If you think the fustercluck at the Lukeville port of entry is bad, just wait until you see a federal courthouse on Monday mornings. Homeland Security officials announced last week that they were going to detain everyone busted for illegally crossing the border for at least two weeks and as long as six months. No word yet on where they're going to find the detention space, judges, federal marshals and other support staff to pull off that feat. Maybe they'll just quit bothering with court appearances and stick 'em all in a tent city.

Risky Business

Congresswoman Gabrielle Giffords promised to defend the town of Marana against the mapping bureaucracy of the Federal Emergency Management Agency, which wants to designate a big chunk of the rapidly developing town as floodplain. If the agency proceeds as planned, Marana residents would be forced to purchase flood insurance. Giffords, who complained that the agency wasn't taking into account levee-like structures such as railroad tracks and the CAP canal that could prevent flooding, said she would push for an administrative or legislative solution.

In other FEMA news: The agency was so excited about its response to the California wildfires that it held a fake press conference last week in which FEMA employees posed as reporters, tossing softball questions to FEMA Deputy Director Harvey Johnson and getting back answers like: "I'm very happy with FEMA's response."

Homeland Security spokeswoman Laura Keehner called the dog-and-pony show "offensive and inexcusable," and White House spokeswoman Dana Perino called it an "error in judgment" that would not be repeated.

Worm-on-Worm Action

Researchers at the University of Utah successfully altered the DNA of female worms, turning them into lesbian nematodes attracted to other female nematodes, according to The Associated Press. The discovery was hailed as a major breakthrough for wormophiliacs, who had grown bored watching the same old boy-girl worm action.

In other odd news: NASA agreed to search for files related to whether the space agency was involved in the recovery of an extraterrestrial craft from the woods near Kecksburg, Pa., in 1965, according to the AP. A New York City reporter has requested any information related to an acorn-shaped object the size of a Volkswagen bus that witnesses say was carted off after a strange object streaked through the sky and crashed in the woods.

Air Ball

Hey! A win for the UA football team! A new UA single-game passing record set by quarterback Willie Tuitama! Tuitama named offensive Pac-10 player of the week! Kick returner Mike Thomas named special teams Pac-10 player of the week! What kind of bizarro universe are we suddenly living in?

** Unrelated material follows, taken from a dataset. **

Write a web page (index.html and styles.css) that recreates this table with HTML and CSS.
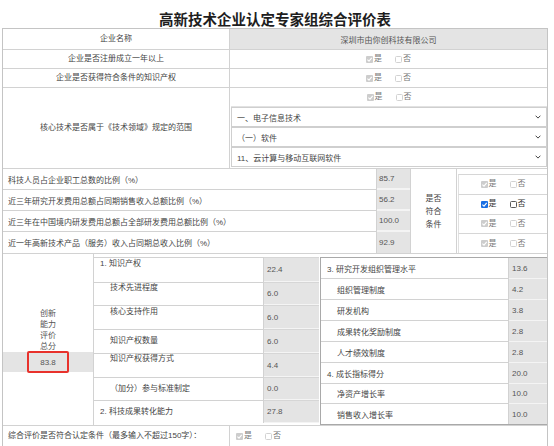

The Wildcats beat the Washington Huskies 48-41 after a 22-point comeback in the fourth quarter. Is this the big turnaround we've been waiting for? Find out when the Cats take on the UCLA Bruins at home this weekend. Kickoff: 12:30 p.m.

I'm a Journalist, Not a Doctor!

The Range mistakenly referred to MRSA, the superbug that's running through more of our schools this week, as a virus rather than a bacteria last week. We apologize to viruses who were offended by our error.